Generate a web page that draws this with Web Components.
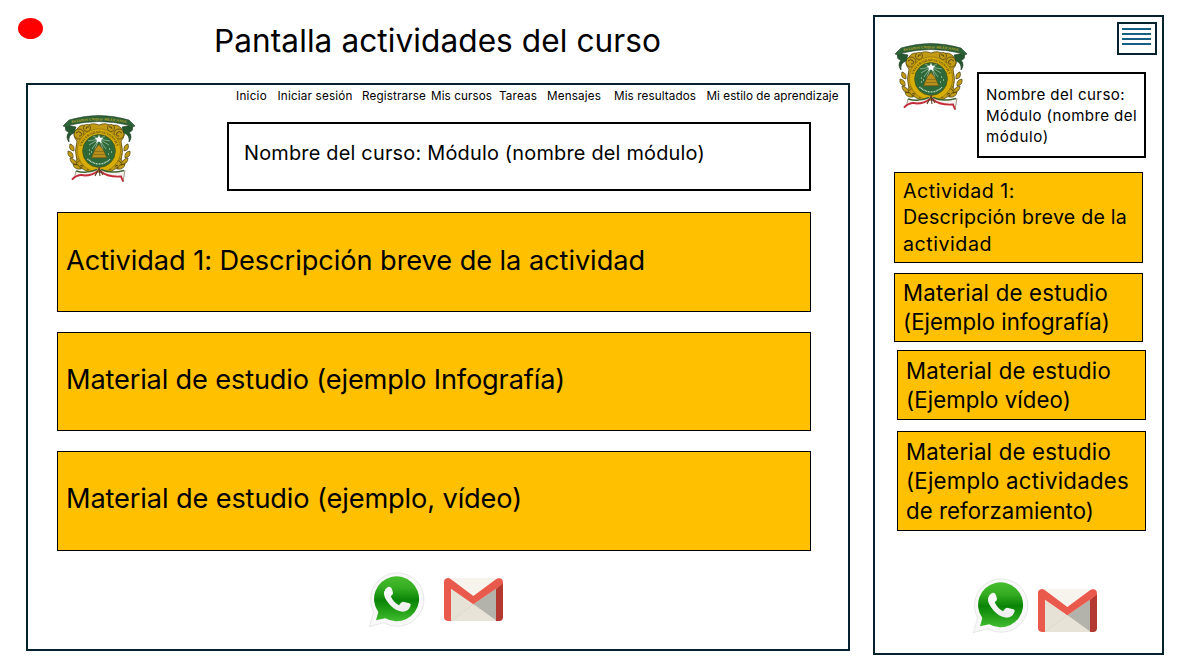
<!DOCTYPE html>
<html lang="es">
<head>
<meta charset="utf-8">
<title>Pantalla actividades del curso</title>
<style>
body{margin:0;background:#fff;color:#000;font-family:Inter,Roboto,sans-serif;width:1178px;height:663px;overflow:hidden}
</style>
</head>
<body>
<course-page></course-page>
<script>
function define(name, html, ready) {
  const tpl = document.createElement('template');
  tpl.innerHTML = html;
  customElements.define(name, class extends HTMLElement {
    constructor() {
      super();
      this.attachShadow({mode: 'open'}).append(tpl.content.cloneNode(true));
    }
    connectedCallback() { if (ready) ready(this); }
  });
}

// One line of text whose tracking is adjusted to fill a given width.
define('fit-text', `<style>:host{display:block;white-space:nowrap}span{display:inline-block}</style><span><slot></slot></span>`, el => {
  const span = el.shadowRoot.querySelector('span');
  const target = parseFloat(el.getAttribute('w'));
  const n = el.textContent.length;
  span.style.letterSpacing = '0px';
  const width = span.getBoundingClientRect().width;
  if (width && target) span.style.letterSpacing = ((target - width) / n).toFixed(4) + 'px';
  el.style.width = target + 'px';
});

define('status-dot', `<style>:host{display:block;width:25px;height:21px;border-radius:50%;background:#f00}</style>`);

define('nav-bar', `<style>:host{display:flex;height:22px;align-items:center;font-size:11.7px;line-height:22px}</style><slot></slot>`);

define('course-box', `<style>:host{display:flex;flex-direction:column;box-sizing:border-box;border:2px solid #000;background:#fff}</style><slot></slot>`);

define('activity-card', `<style>:host{display:flex;flex-direction:column;justify-content:center;box-sizing:border-box;border:1px solid #000;background:#ffc000;padding-left:8px}</style><slot></slot>`);

define('menu-button', `<style>:host{display:flex;flex-direction:column;gap:3px;box-sizing:border-box;width:40px;height:33px;border:2px solid #06222f;padding:4px 4px 0 3px}i{display:block;height:2px;background:#156082}</style><i></i><i></i><i></i><i></i>`);

define('university-crest', `<style>:host{display:block;width:72px;height:68px}svg{display:block;overflow:visible}</style>
<svg width="72" height="68" viewBox="0 0 72 68">
  <defs>
    <path id="top" d="M5 8.9Q36 1.9 67 8.9"/>
    <path id="ring" d="M18 39A18.2 18.2 0 1 1 54 39"/>
  </defs>
  <g fill="#c29a14" stroke="#4b4212" stroke-width=".7">
    <path d="M14 14Q18 8 24 11Q29 7 36 10Q43 7 48 11Q54 8 59 14Q64 20 58 26Q61 36 58 46Q61 53 52 54Q44 60 36 57Q28 60 20 54Q11 53 14 46Q11 36 14 26Q8 20 14 14Z"/>
    <circle cx="16" cy="19" r="5"/><circle cx="56" cy="19" r="5"/>
    <circle cx="17" cy="48" r="4.6"/><circle cx="55" cy="48" r="4.6"/>
    <circle cx="24" cy="13" r="3.6"/><circle cx="48" cy="13" r="3.6"/>
    <path d="M7 29q5 1 4 7q-6-1-4-7ZM5 36q6 1 5 7q-6-1-5-7ZM7 43q6 1 7 7q-7-1-7-7ZM10 49q6 0 8 5q-7 1-8-5ZM65 29q-5 1-4 7q6-1 4-7ZM67 36q-6 1-5 7q6-1 5-7ZM65 43q-6 1-7 7q7-1 7-7ZM62 49q-6 0-8 5q7 1 8-5Z"/>
  </g>
  <g fill="none" stroke="#5a4c14" stroke-width="1">
    <path d="M13 18q3-3 5 0t-2 3M59 18q-3-3-5 0t2 3M14 48q2-4 5-1t-2 4M58 48q-2-4-5-1t2 4M23 14q0-3 3-2M49 14q0-3-3-2M24 55q5-3 9 1M48 55q-5-3-9 1"/>
  </g>
  <circle cx="36" cy="35.5" r="21.6" fill="#d8ad08" stroke="#8a7010" stroke-width=".6"/>
  <circle cx="36" cy="36" r="16.4" fill="#2e6a39" stroke="#4c5a17" stroke-width=".8"/>
  <g stroke="#dbe6d8" stroke-width=".5"><path d="M36 24L25 26M36 24L26 30M36 24L29 34M36 24L32 34M36 24L40 34M36 24L43 34M36 24L46 30M36 24L47 26M36 24L30 21M36 24L42 21"/></g>
  <path d="M36 19.8l1.2 3 3.2.2-2.5 2 .9 3.1-2.8-1.7-2.8 1.7.9-3.1-2.5-2 3.2-.2Z" fill="#fff"/>
  <path d="M36 29.5L39.5 33.5L43.7 42.7H28.6L32.5 33.5Z" fill="#b8901b" stroke="#6b5210" stroke-width=".6"/>
  <path d="M32 36.5h8M31 39.5h10" stroke="#81651a" stroke-width=".7"/>
  <path d="M26 35h1M28 37h1M26 39h1M46 34h1M48 37h1M45 39h1" stroke="#dde9dc"/>
  <path d="M3 10Q1 17 6 17Q2 22 6 27Q5 20 11 18L13 12ZM69 10Q71 17 66 17Q70 22 66 27Q67 20 61 18L59 12Z" fill="#25572f" stroke="#1c3520" stroke-width=".6"/>
  <path d="M0 11L6 5Q36-4 66 5L72 11L67 13L65 10Q36 3 7 10L5 13Z" fill="#2d6337" stroke="#233e25" stroke-width=".6"/>
  <path d="M14 55Q26 59 35 54L34 60Q27 61 21 60.500Q14 61 9 65Q13 60 14 55Z" fill="#f6f1ec"/>
  <path d="M37 54Q46 59 62 55L60 67L57 61Q46 63 38 59Z" fill="#f6f1ec"/>
  <path d="M13 56Q24 59 34 54.500M38 54.500Q47 59 61 55.500" fill="none" stroke="#3c6433" stroke-width="1.4"/>
  <path d="M9 65Q13 60 13 56M62 55L60 67" fill="none" stroke="#5e5a35" stroke-width=".6"/>
  <path d="M9 64.500Q15 58.500 22 60.500Q29 60.500 35 56M37 56Q45 62.500 58 61.500L60 66.500" fill="none" stroke="#c22c3a" stroke-width="1.9"/>
  <path d="M32 61L36 53L37 61M36 53L40 60" stroke="#5b3a26" fill="none" stroke-width="1.1"/>
  <g font-family="Liberation Serif,serif" font-weight="bold">
    <text font-size="3.6" fill="#c4aa27"><textPath href="#top" startOffset="50%" text-anchor="middle">ESTADOS UNIDOS MEXICANOS</textPath></text>
    <text font-size="3.5" fill="#51450d"><textPath href="#ring" startOffset="50%" text-anchor="middle">UNIVERSIDAD AUTONOMA</textPath></text>
  </g>
  <path d="M24.500 44Q36 54 47.500 44" fill="none" stroke="#dce6d9" stroke-width="1.2" stroke-dasharray="1 .6"/>
</svg>`);

define('whatsapp-icon', `<style>:host{display:block;width:56px;height:57px}svg{display:block}</style>
<svg width="56" height="57" viewBox="27 33 168 171">
  <defs>
    <linearGradient id="g" x1="0" y1="0" x2="0" y2="1"><stop offset="0" stop-color="#46bd2d"/><stop offset=".25" stop-color="#36ad23"/><stop offset=".53" stop-color="#0a8405"/><stop offset=".8" stop-color="#28a41b"/><stop offset="1" stop-color="#43bd31"/></linearGradient>
    <linearGradient id="w" x1="0" y1="0" x2="0" y2="1"><stop offset="0" stop-color="#fff"/><stop offset="1" stop-color="#ededed"/></linearGradient>
  </defs>
  <path d="M28 200L41 156A80 80 0 1 1 72 188Z" fill="#f8f8f8" stroke="#dedede" stroke-width="2"/>
  <path d="M48 181L55 156A67.5 67.5 0 1 1 76 175Z" fill="url(#g)"/>
  <path d="M84 81Q93 78 96 88L99 98Q100 103 92 109Q101 128 117 136Q123 125 129 125L148 130Q154 132 151 139Q145 155 128 155Q107 153 90 135Q70 113 72 97Q74 86 84 81Z" fill="url(#w)"/>
</svg>`);

define('gmail-icon', `<style>:host{display:block;width:59px;height:45px}svg{display:block}</style>
<svg width="59" height="45" viewBox="252 51 177 135">
  <path d="M264 54H418V183H264Z" fill="#f7f4ed"/>
  <path d="M272 86L340 133L408 86V183H272Z" fill="#e6e2d6"/>
  <path d="M340 133L410 84V183Z" fill="#b4b3ab"/>
  <path d="M340 133L410 183H272Z" fill="#e7e3d7"/>
  <path d="M340 133L272 183" stroke="#d3d0c5" stroke-width="1.5"/>
  <path d="M408 86L429 68V172Q429 183 418 183H408Z" fill="#b33931"/>
  <path d="M273 183H263Q252 182 252 171V67Q252 55 263 54Q268 54 273 58L340 108L408 58Q414 53 421 55Q429 58 429 68Q429 72 423 76L340 133L273 86Z" fill="#e9594c"/>
</svg>`);

define('desktop-mockup', `<style>
:host{display:block;box-sizing:border-box;width:824px;height:568px;border:2px solid #06222f}
nav-bar{margin-left:208px}
.head{display:flex;align-items:flex-start;height:105px;padding-left:35px}
university-crest{margin-top:8px}
course-box{width:584px;height:69px;margin:15px 0 0 92px;padding:16px 0 0 15px;font-size:19.9px;line-height:26px}
.cards{display:grid;grid-template-rows:100px 99px 100px;row-gap:20px;width:754px;margin-left:29px;font-size:27.2px;line-height:34px}
.cards activity-card{padding-bottom:2px}
.cards activity-card + activity-card{padding-bottom:4px}
footer{display:flex;align-items:flex-start;padding:20px 0 0 341px}
gmail-icon{margin:6px 0 0 19px}
</style>
<nav-bar>
<fit-text w="31">Inicio</fit-text>
<fit-text w="75" style="margin-left:10.5px">Iniciar sesión</fit-text>
<fit-text w="64" style="margin-left:9.5px">Registrarse</fit-text>
<fit-text w="61" style="margin-left:5px">Mis cursos</fit-text>
<fit-text w="38" style="margin-left:7px">Tareas</fit-text>
<fit-text w="54" style="margin-left:10px">Mensajes</fit-text>
<fit-text w="82" style="margin-left:13px">Mis resultados</fit-text>
<fit-text w="132" style="margin-left:10.5px">Mi estilo de aprendizaje</fit-text>
</nav-bar>
<div class="head"><university-crest></university-crest><course-box><fit-text w="461">Nombre del curso: Módulo (nombre del módulo)</fit-text></course-box></div>
<div class="cards">
<activity-card><fit-text w="579">Actividad 1: Descripción breve de la actividad</fit-text></activity-card>
<activity-card><fit-text w="499">Material de estudio (ejemplo Infografía)</fit-text></activity-card>
<activity-card><fit-text w="456">Material de estudio (ejemplo, vídeo)</fit-text></activity-card>
</div>
<footer><whatsapp-icon></whatsapp-icon><gmail-icon></gmail-icon></footer>`);

define('mobile-mockup', `<style>
:host{display:block;box-sizing:border-box;width:291px;height:640px;border:2px solid #06222f}
.head{display:grid;grid-template-columns:72px 180px;column-gap:10px;height:155px;padding-left:20px;box-sizing:border-box}
university-crest{margin-top:26px}
.side{display:flex;flex-direction:column;padding-top:5px}
menu-button{align-self:flex-end}
course-box{width:169px;height:86px;margin-top:17px;padding:9.5px 0 0 7px;font-size:15.1px;line-height:21px}
.cards{display:flex;flex-direction:column;width:249px;margin-left:19px;font-size:22.2px;line-height:29.3px}
.one{height:91px;font-size:19.6px;line-height:26.5px}
.two{height:69px;margin-top:10px;padding-bottom:1px}
.three{height:70px;margin:8px -3px 0 3px}
.four{height:100px;margin:11px -3px 0 3px}
footer{display:flex;align-items:flex-start;padding:46px 0 0 98px}
gmail-icon{margin:11px 0 0 9px}
</style>
<div class="head"><university-crest></university-crest><div class="side"><menu-button></menu-button>
<course-box><fit-text w="139">Nombre del curso:</fit-text><fit-text w="151">Módulo (nombre del</fit-text><fit-text w="63">módulo)</fit-text></course-box></div></div>
<div class="cards">
<activity-card class="one"><fit-text w="112">Actividad 1:</fit-text><fit-text w="224">Descripción breve de la</fit-text><fit-text w="89">actividad</fit-text></activity-card>
<activity-card class="two"><fit-text w="205">Material de estudio</fit-text><fit-text w="207">(Ejemplo infografía)</fit-text></activity-card>
<activity-card class="three"><fit-text w="205">Material de estudio</fit-text><fit-text w="165">(Ejemplo vídeo)</fit-text></activity-card>
<activity-card class="four"><fit-text w="205">Material de estudio</fit-text><fit-text w="223">(Ejemplo actividades</fit-text><fit-text w="188">de reforzamiento)</fit-text></activity-card>
</div>
<footer><whatsapp-icon></whatsapp-icon><gmail-icon></gmail-icon></footer>`);

define('course-page', `<style>
:host{display:flex;align-items:flex-start;gap:23px}
.left{width:850px}
header{display:flex;align-items:flex-start;height:83px;padding-left:18px;box-sizing:border-box}
status-dot{margin-top:18px}
h1{margin:20px 0 0 171px;font-size:31.6px;line-height:42px;font-weight:400}
desktop-mockup{margin-left:26px}
mobile-mockup{margin-top:15px}
</style>
<div class="left"><header><status-dot></status-dot><h1><fit-text w="447">Pantalla actividades del curso</fit-text></h1></header><desktop-mockup></desktop-mockup></div>
<mobile-mockup></mobile-mockup>`);
</script>
</body>
</html>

· · · · ·

#### SET PROBLEM
Search the data for "this". Copy every line that has it.

#### EXPECTED ANSWER
Generate a web page that draws this with Web Components.
      this.attachShadow({mode: 'open'}).append(tpl.content.cloneNode(true));
    connectedCallback() { if (ready) ready(this); }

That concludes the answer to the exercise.